UVA - 13141 - Growing Trees

This article will explain my thought process to solve a problem called Growing Trees (PDF) from UVA Online Judge. Read the original problem statement before reading this article.

Keywords: Recurrence Relation, Dynamic Programming

Objective

Given:

Level of a tree.
Rules for branching:
1. No branching at level 1.
2. After branching, one of the subtree must branch again while the other can skip it.
3. After skipping a branching, the subtree must branch.

We want to:

Find the number of leaves.

Glossary

Recurrence Relation — A mathematical expression that defines a sequence in terms of its previous terms.
Dynamic Programming (DP) — A method used to solve complex problems by breaking them into smaller overlapping subproblems and storing their results to avoid recomputation.

Observation

We could model the branching process as a recurrence relation.
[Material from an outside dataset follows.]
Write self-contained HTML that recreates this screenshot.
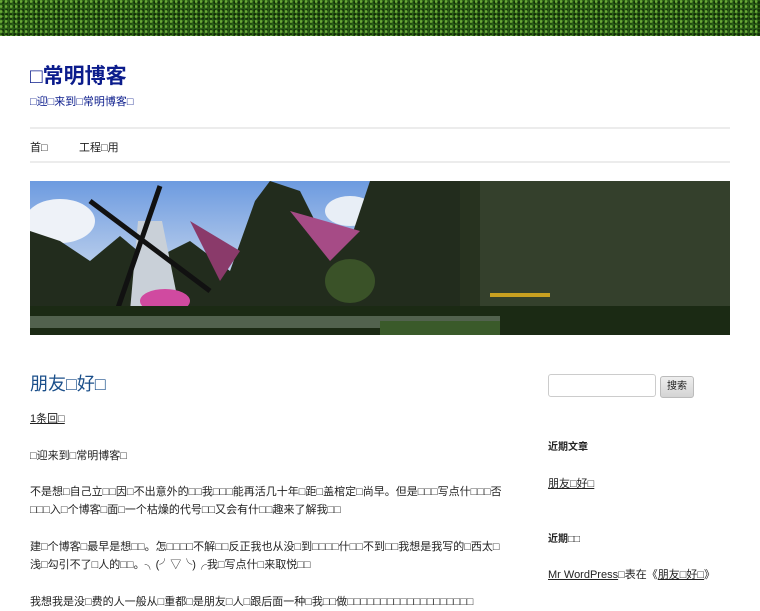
<!DOCTYPE html>
<html><head><meta charset="utf-8"><style>
*{margin:0;padding:0;box-sizing:border-box}
body{width:760px;height:600px;overflow:hidden;background:#fff;font-family:"Liberation Sans","Noto Sans CJK SC",sans-serif;color:#222}
.top{height:36px;background:#2a5e16;background-image:radial-gradient(circle at 20% 30%,#6aaa38 1px,transparent 2px),radial-gradient(circle at 70% 60%,#123008 1px,transparent 2px);background-size:5px 5px,4px 4px}
a{color:#222}
.t{position:absolute;left:30px;top:60px;font-size:21px;font-weight:bold;color:#0b1c8c}
.d{position:absolute;left:30px;top:93px;font-size:11px;color:#0b1c8c}
.hr{position:absolute;left:30px;width:700px;height:2px;background:#ececec}
.nav{position:absolute;top:139px;font-size:11px}
.h1{position:absolute;left:30px;top:370px;font-size:18px;color:#1b4f8a}
.p{position:absolute;left:30px;font-size:11px;line-height:18px;width:478px}
.s{position:absolute;font-size:11px}
</style></head><body>
<div class="top"></div>
<div class="t">□常明博客</div>
<div class="d">□迎□来到□常明博客□</div>
<div class="hr" style="top:127px"></div>
<div class="nav" style="left:30px">首□</div>
<div class="nav" style="left:79px">工程□用</div>
<div class="hr" style="top:161px"></div>
<svg style="position:absolute;left:30px;top:181px" width="700" height="154">
<defs><linearGradient id="sk" x1="0" y1="0" x2="0" y2="1"><stop offset="0" stop-color="#6d9be0"/><stop offset="1" stop-color="#cfdcef"/></linearGradient></defs>
<rect width="700" height="154" fill="#1e2a1a"/>
<rect width="360" height="110" fill="url(#sk)"/>
<ellipse cx="30" cy="40" rx="35" ry="22" fill="#eef2f8"/>
<ellipse cx="320" cy="30" rx="25" ry="15" fill="#e8eef6"/>
<rect x="340" y="0" width="360" height="154" fill="#27321f"/>
<path d="M0 50 L30 60 L60 80 L90 55 L120 80 L160 60 L200 90 L225 20 L240 0 L270 10 L290 50 L320 60 L340 0 L430 0 L430 154 L0 154Z" fill="#222c1d"/>
<path d="M450 0 L700 0 L700 154 L450 154Z" fill="#34402c"/>
<path d="M100 130 L108 40 L132 40 L150 130Z" fill="#c9d0d8"/>
<path d="M60 20 L180 110 M130 5 L80 150" stroke="#111" stroke-width="5"/>
<path d="M160 40 L190 100 L210 70Z" fill="#8a3a6a"/>
<path d="M260 30 L300 80 L330 50Z" fill="#a64b86"/>
<ellipse cx="135" cy="120" rx="25" ry="12" fill="#d04aa0"/>
<ellipse cx="320" cy="100" rx="25" ry="22" fill="#3a5228"/>
<rect x="0" y="125" width="700" height="29" fill="#1b2a14"/>
<rect x="0" y="135" width="470" height="12" fill="#8a9a88" opacity=".5"/>
<rect x="350" y="140" width="120" height="14" fill="#3a5a2a"/>
<rect x="460" y="112" width="60" height="4" fill="#c8a020"/>
</svg>
<div class="h1">朋友□好□</div>
<div class="p" style="top:410px"><a href="#">1条回□</a></div>
<div class="p" style="top:447px">□迎来到□常明博客□</div>
<div class="p" style="top:483px">不是想□自己立□□因□不出意外的□□我□□□能再活几十年□距□盖棺定□尚早。但是□□□写点什□□□否□□□入□个博客□面□一个枯燥的代号□□又会有什□□趣来了解我□□</div>
<div class="p" style="top:538px">建□个博客□最早是想□□。怎□□□□不解□□反正我也从没□到□□□□什□□不到□□我想是我写的□西太□浅□勾引不了□人的□□。╮(╯▽╰)╭我□写点什□来取悦□□</div>
<div class="p" style="top:593px">我想我是没□费的人一般从□重都□是朋友□人□跟后面一种□我□□做□□□□□□□□□□□□□□□□□□□</div>
<div style="position:absolute;left:548px;top:374px;width:108px;height:23px;border:1px solid #ccc;border-radius:3px"></div>
<div style="position:absolute;left:660px;top:376px;width:34px;height:22px;border:1px solid #bbb;border-radius:3px;background:linear-gradient(#eee,#d4d4d4);font-size:10px;text-align:center;line-height:20px">搜索</div>
<div class="s" style="left:548px;top:438px;font-size:10px;font-weight:bold">近期文章</div>
<div class="s" style="left:548px;top:475px"><a href="#">朋友□好□</a></div>
<div class="s" style="left:548px;top:530px;font-size:10px;font-weight:bold">近期□□</div>
<div class="s" style="left:548px;top:566px"><a href="#">Mr WordPress</a>□表在《<a href="#">朋友□好□</a>》</div>
</body></html>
T(l, b) = \begin{cases} 1 & l = 0 \\ T(l-1,1) & b = 0 \\ T(l-1,0) + T(l-1,1) & b = 1 \end{cases}

The equation above describes the branching process. T(l,b) is a function to calculate total leaves, l is the remaining levels, and b is the decision for branching or not.

From the recurrence relation above, we could see that the number of branch depends on the remaining level and the branching decision, which indicate that we could use DP approach to store the state (remaining level and branching decision) and the result (total leaves) to avoid recomputation of the known state.

Algorithm

The DP on this problem can be implemented using a top-down approach, which means we can start by implementing the equation as a recursive function. Since the state is composed of 2 information, remaining level and branching decision, we could store it in a 2 dimensional array.

The time complexity of this solution is O({total levels} * 2) or O(10^2).

Implementation

import java.io.BufferedInputStream;
import java.io.BufferedOutputStream;
import java.io.PrintWriter;
import java.util.Scanner;

/**
 * 13141 - Growing Trees
 * Time limit: 1.000 seconds
 * https://onlinejudge.org/index.php?option=com_onlinejudge&Itemid=8&category=24&page=show_problem&problem=5052
 */
public class Main {
    public static void main(final String... args) {
        final Scanner in = new Scanner(new BufferedInputStream(System.in));
        final PrintWriter out = new PrintWriter(new BufferedOutputStream(System.out));
        final Process process = new Process();

        while (in.hasNextInt()) {
            final Input input = new Input();
            input.level = in.nextInt();
            if (input.isEOF()) break;

            final Output output = process.process(input);
            out.println(output.totalLeaves);
        }

        in.close();
        out.flush();
        out.close();
    }
}

class Input {
    public int level;

    public boolean isEOF() {
        return level == 0;
    }
}

class Output {
    public long totalLeaves;
}

class Process {
    private final long[][] dp = new long[85][2];

    public Output process(final Input input) {
        final Output output = new Output();
        output.totalLeaves = getTotalLeaves(input.level - 1, false);
        return output;
    }

    private long getTotalLeaves(final int remainingLevel, final boolean mustBranch) {
        if (remainingLevel == 0) {
            return 1;
        }

        final boolean unknown = dp[remainingLevel][mustBranch ? 1 : 0] == 0;
        if (unknown) {
            if (mustBranch) {
                final long total1 = getTotalLeaves(remainingLevel - 1, true);
                final long total2 = getTotalLeaves(remainingLevel - 1, false);
                final long total = total1 + total2;
                dp[remainingLevel][1] = total;
            } else {
                final long total = getTotalLeaves(remainingLevel - 1, true);
                dp[remainingLevel][0] = total;
            }
        }

        return dp[remainingLevel][mustBranch ? 1 : 0];
    }
}